Healthy, Wealthy, and Wise: Living Ethically in the Light of the Bible
Mark 13:28-37; Galatians 3:15-29; Psalm 114; 2 Samuel 22
One of the main themes in the letter to the Galatians is that to become a Christian one was not required to first become a Jew or adhere to the requirements of Judaism. In Christ and his church, cultural divisions were to have no place. Whether one was a Jew or a Gentile did not matter. This was revolutionary, and unacceptable for some. Paul here makes it clear that equality goes even further. Not only were cultural divisions obliterated in Christ, so too were social and gender-based ones.
Humans were categorised and valued differently then, as they have been throughout human history. A daily Jewish prayer for men went: ‘Blessed be God that he did not make me a Gentile; blessed be God that he did not make me ignorant [or a slave]; blessed be God that he did not make me a woman’ (Tosefta Berakoth 7:18). Ancient Persians and Greeks, including Socrates and Plato, gave thanks that they were born a woman, a barbarian or a beast. Wars have been fought against others who were viewed as inferior to ‘us.’ We continue to make distinctions based on where people are from, their level of education, their physical looks and abilities, their mental capacity, and other arbitrary criteria. All these are rejected by Christianity.
Removing such ingrained perspectives was not easy for the first Christians, and it continues to be a struggle. Such is the power of the desire to categorise and discriminate. Paul repeatedly rejected differences in the status of various groups of people (Romans 10:12; 1 Corinthians 7:19; 12:13; Ephesians 2:11-13; Colossians 3:11). Gradually, the early church came to see that ‘even’ Gentiles could become Christians (Acts 11:18). Progress on slavery was slower, and with women even slower again. Yet Paul had undermined the basis for all such prejudices. One’s social status is irrelevant in the eyes of God, who views Gentiles, women, slaves, barbarians and anyone else rejected or devalued by society as equal partakers in Christ.
While differences in the roles of women and wives are retained in the New Testament, their status as people is equal to that of men. Genesis 1:27 states that humans are created in the image of God, ‘male and female’; Galatians 3:28 retains ‘and’ in the Greek, not ‘nor.’ Greek, Roman and Jewish societies viewed women as inferior and spoke of them in condescending ways, restricted their education, exploited them sexually and otherwise discriminated against them. Christians were not to act that way.
The challenge for us today is to see where we treat people differently because of arbitrary distinctions. Much remains to be done to view all people as images of God. We are all equal in our need for Christ, and we all come to him on the basis of what Jesus has done, not what we could do.
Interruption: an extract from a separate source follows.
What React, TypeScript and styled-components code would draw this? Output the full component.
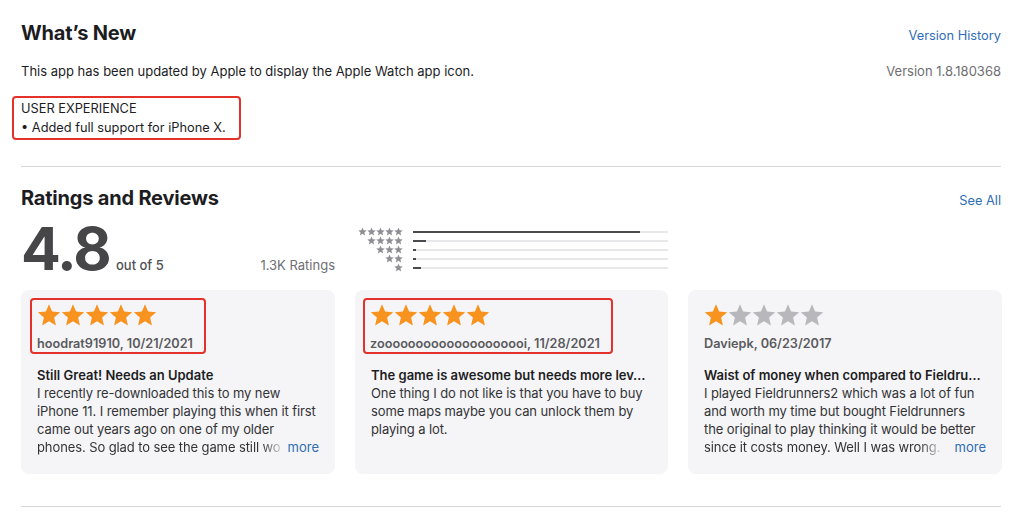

Nothing about us makes us more or less deserving of the grace of God. Once in Christ there are no distinctions and we should treat all as God would. It is a small step further to see that we must do good to all people, not just those who are believers (Galatians 6:10). Christians should not be prejudiced towards others. Being equal means we are equally accountable, not that we cannot criticise one another’s behaviours and attitudes. Paul makes it clear later that those in Christ should live distinctively Christian lives (Galatians 5:19-25). What he rejects is any claim that some humans are more or less important than others in the eyes of God. This makes it wrong to treat people differently because of any arbitrary characteristic we may use to differentiate between the value of different groups of people.